Closed luxunxiansheng closed 1 year ago
looks most likely what happened is that the raylet is starved by the cpu intensive workloads.
Here is another thread on the same issue. may worth taking a look . https://discuss.ray.io/t/system-will-be-halted-when-tasks-number-is-large/9754
@luxunxiansheng unfortunately i can't reproduce this issue on my laptop. As we have the discussion happening in https://discuss.ray.io/t/system-will-be-halted-when-tasks-number-is-large/9754, it most likely due to some resource limitation specific to the server you are using. Let's continue our conversation in that thread.

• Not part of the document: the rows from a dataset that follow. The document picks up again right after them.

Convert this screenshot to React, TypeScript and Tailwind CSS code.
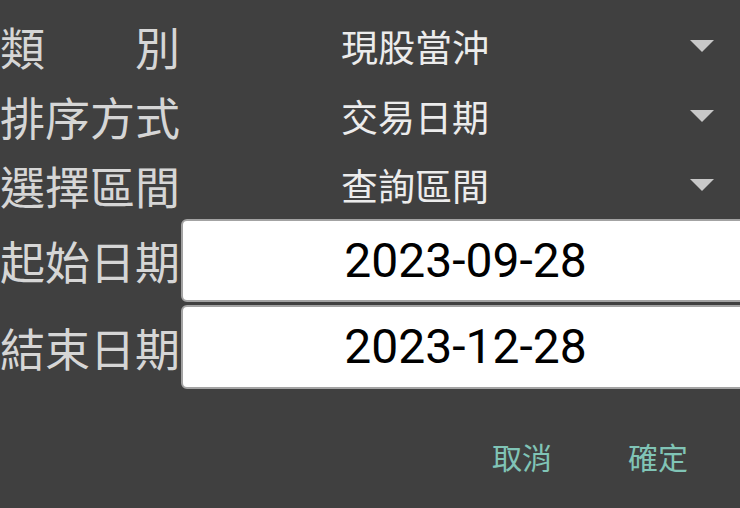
import { ReactNode } from "react"

const cjk = { fontFamily: '"Noto Sans CJK TC", "Noto Sans CJK SC", sans-serif' }

const Caret = () => (
    <svg width="24" height="12" viewBox="0 0 24 12" className="shrink-0">
        <polygon points="0,0 24,0 12,12" fill="#c8c8c8" />
    </svg>
)

const Label = ({ children }: { children: ReactNode }) => (
    <div className="w-[180px] shrink-0 text-[45px] leading-none text-[#d6d6d6]">{children}</div>
)

const SelectRow = ({ label, value, h }: { label: ReactNode, value: string, h: string }) => (
    <div className={`flex items-center ${h}`}>
        <Label>{label}</Label>
        <div className="flex flex-1 items-center pl-[161px] pr-[26px]">
            <span className="text-[37px] leading-none text-[#ececec]">{value}</span>
            <div className="ml-auto">
                <Caret />
            </div>
        </div>
    </div>
)

const DateRow = ({ label, value, h }: { label: string, value: string, h: string }) => (
    <div className={`flex items-center ${h}`}>
        <Label>{label}</Label>
        <div className="ml-[1px] flex h-full w-[569px] shrink-0 items-center justify-center rounded-[6px] border-2 border-[#a3a3a3] bg-white">
            <span className="text-[48px] leading-none text-black" style={{ fontFamily: "Roboto, sans-serif" }}>{value}</span>
        </div>
    </div>
)

export default function App() {
    return (
        <div className="relative h-[508px] w-[740px] overflow-hidden bg-[#404040] pt-[11px]" style={cjk}>
            <SelectRow
                h="h-[70px]"
                label={<div className="flex justify-between"><span>類</span><span>別</span></div>}
                value="現股當沖" />
            <SelectRow h="h-[70px]" label="排序方式" value="交易日期" />
            <SelectRow h="h-[68px]" label="選擇區間" value="查詢區間" />
            <DateRow h="h-[83px]" label="起始日期" value="2023-09-28" />
            <div className="h-[3px]" />
            <DateRow h="h-[84px]" label="結束日期" value="2023-12-28" />
            <div className="mt-[52px] flex justify-end gap-[76px] pr-[52px] text-[30px] leading-none text-[#80c4b6]">
                <span>取消</span>
                <span>確定</span>
            </div>
        </div>
    )
}
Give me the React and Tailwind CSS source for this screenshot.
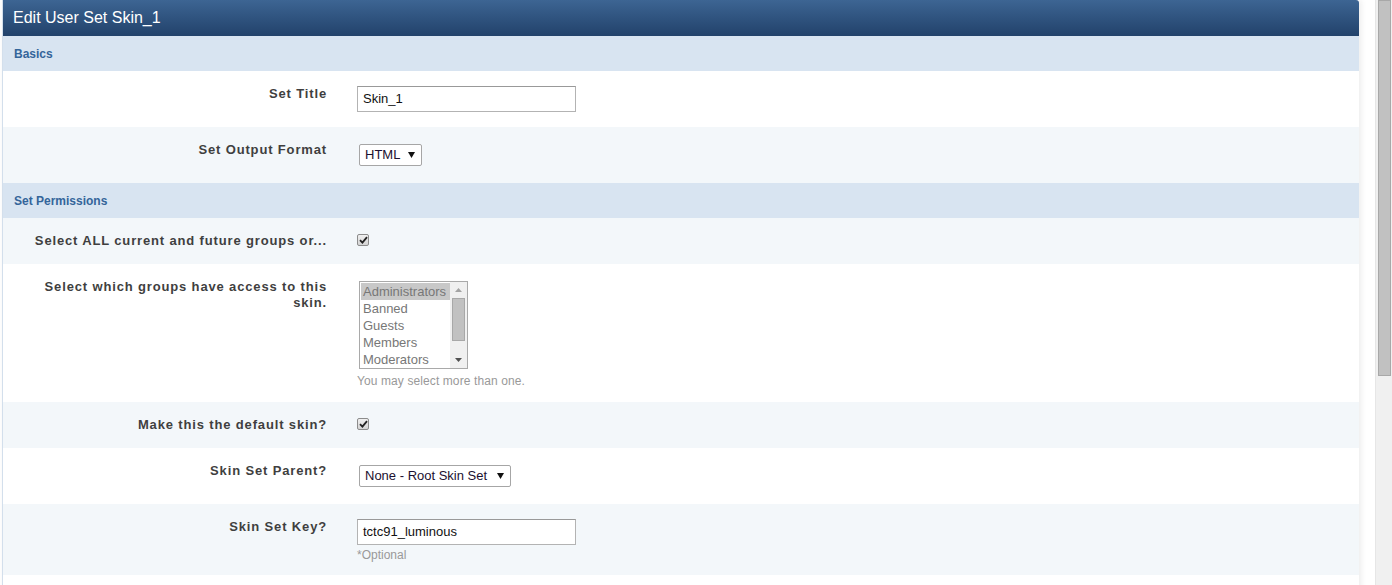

What happened + What you expected to happen
I am learning ray by following the tutorial :Example 3: How to use Ray distributed tasks for image transformation and computation.
The given example will simulate a compute-intensive task by transforming and computing some operations on large high-resolution images. The tasks will perform the following compute-intensive transformations:
Use PIL APIs to blur the image with a filter intensity Use Torchvision random trivial wide augmentation Convert images into numpy array and tensors and do numpy and torch tensor operations such as transpose, element-wise multiplication with a random integers Do more exponential tensor power and multiplication with tensors
The problem is when I set the batch number to ,say, 100, the system will halt and only small part of the tasks have been finshied and most of them failed.
raylet.err.log raylet.out.log
Versions / Dependencies
Ray 2.3.0 Python 3.9 OS Centos 7.9 CPUs : 128 Mem: 131451244 kB
Reproduction script
https://github.com/ray-project/ray-educational-materials/blob/main/Ray_Core/Ray_Core_1_Remote_Functions.ipynb
Issue Severity
High: It blocks me from completing my task.